§ **Records provided**:
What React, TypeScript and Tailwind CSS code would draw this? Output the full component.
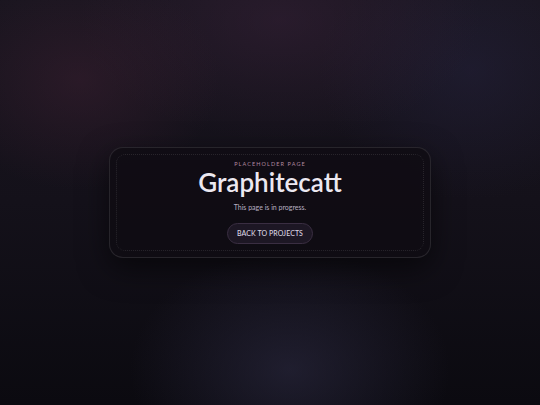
export default function App() {
  return (
    <div
      className="relative flex h-[405px] w-[540px] items-center justify-center overflow-hidden bg-[#110f17] bg-[radial-gradient(ellipse_140px_110px_at_80px_80px,rgba(70,35,55,0.4),transparent),radial-gradient(ellipse_200px_120px_at_280px_20px,rgba(60,35,60,0.45),transparent),radial-gradient(ellipse_150px_130px_at_470px_70px,rgba(40,38,70,0.4),transparent),radial-gradient(ellipse_160px_120px_at_290px_370px,rgba(50,48,75,0.5),transparent),linear-gradient(180deg,#19151f_0%,#14111a_50%,#0b0a10_100%)]"
      style={{ fontFamily: '"Trebuchet MS", Lato, "DejaVu Sans", sans-serif' }}
    >
      <div className="w-[322px] rounded-[14px] border border-white/10 bg-[#0f0c13]/85 p-[6px] shadow-[0_10px_30px_rgba(0,0,0,0.55)]">
        <div className="flex flex-col items-center rounded-[9px] border border-dotted border-white/10 pb-[6px] pt-[5px]">
          <div className="text-[5.5px] uppercase leading-[8px] tracking-[0.2em] text-[#b08aa0]">
            Placeholder Page
          </div>
          <h1 className="-mt-[1px] text-[26px] font-semibold leading-[30px] text-[#ece8f0]">Graphitecatt</h1>
          <p className="mt-[6px] text-[7px] leading-[9px] text-[#b8b0c2]">This page is in progress.</p>
          <button className="mt-[11px] h-[21px] rounded-full border border-[#3a2e42] bg-[#1d1724] px-[9px] text-[7px] font-medium uppercase tracking-[0.01em] text-[#dcd6e2]">
            Back to projects
          </button>
        </div>
      </div>
    </div>
  )
}
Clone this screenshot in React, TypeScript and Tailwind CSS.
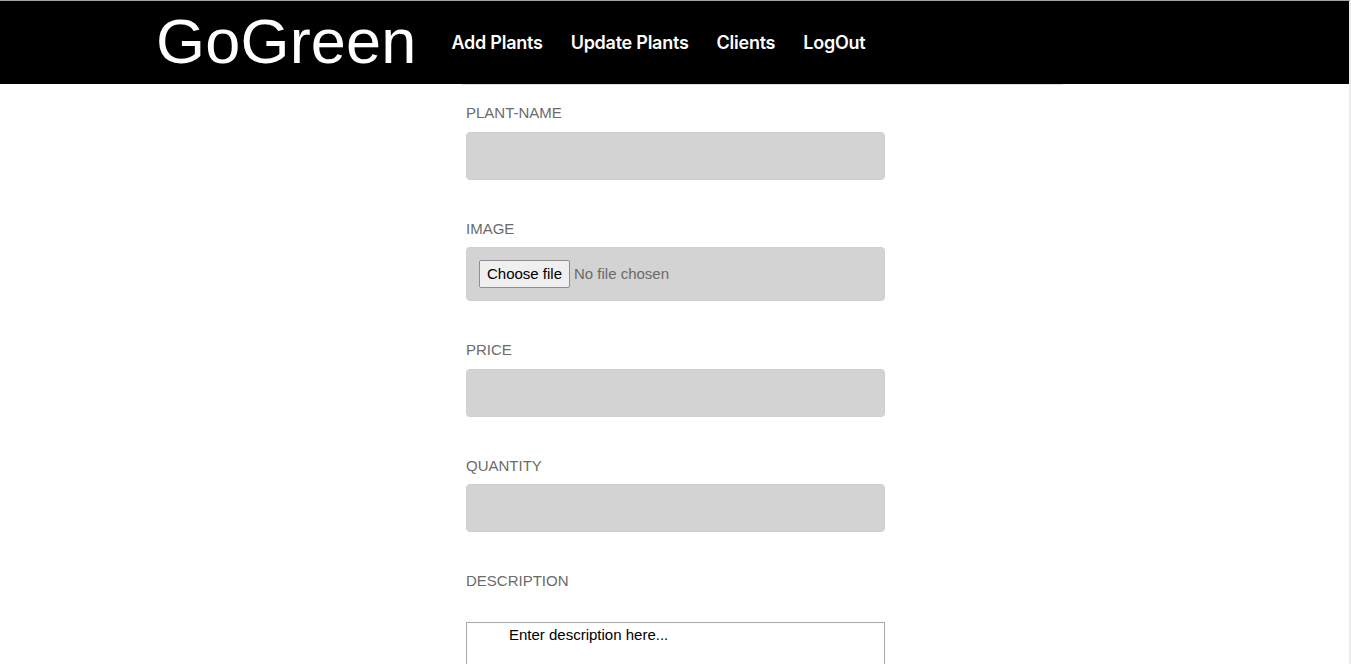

§ **Exercise prompt**: Give all the lines above again, character for character, without pictures.

§ **Finished exercise**:
What React, TypeScript and Tailwind CSS code would draw this? Output the full component.
export default function App() {
  return (
    <div
      className="relative flex h-[405px] w-[540px] items-center justify-center overflow-hidden bg-[#110f17] bg-[radial-gradient(ellipse_140px_110px_at_80px_80px,rgba(70,35,55,0.4),transparent),radial-gradient(ellipse_200px_120px_at_280px_20px,rgba(60,35,60,0.45),transparent),radial-gradient(ellipse_150px_130px_at_470px_70px,rgba(40,38,70,0.4),transparent),radial-gradient(ellipse_160px_120px_at_290px_370px,rgba(50,48,75,0.5),transparent),linear-gradient(180deg,#19151f_0%,#14111a_50%,#0b0a10_100%)]"
      style={{ fontFamily: '"Trebuchet MS", Lato, "DejaVu Sans", sans-serif' }}
    >
      <div className="w-[322px] rounded-[14px] border border-white/10 bg-[#0f0c13]/85 p-[6px] shadow-[0_10px_30px_rgba(0,0,0,0.55)]">
        <div className="flex flex-col items-center rounded-[9px] border border-dotted border-white/10 pb-[6px] pt-[5px]">
          <div className="text-[5.5px] uppercase leading-[8px] tracking-[0.2em] text-[#b08aa0]">
            Placeholder Page
          </div>
          <h1 className="-mt-[1px] text-[26px] font-semibold leading-[30px] text-[#ece8f0]">Graphitecatt</h1>
          <p className="mt-[6px] text-[7px] leading-[9px] text-[#b8b0c2]">This page is in progress.</p>
          <button className="mt-[11px] h-[21px] rounded-full border border-[#3a2e42] bg-[#1d1724] px-[9px] text-[7px] font-medium uppercase tracking-[0.01em] text-[#dcd6e2]">
            Back to projects
          </button>
        </div>
      </div>
    </div>
  )
}
Clone this screenshot in React, TypeScript and Tailwind CSS.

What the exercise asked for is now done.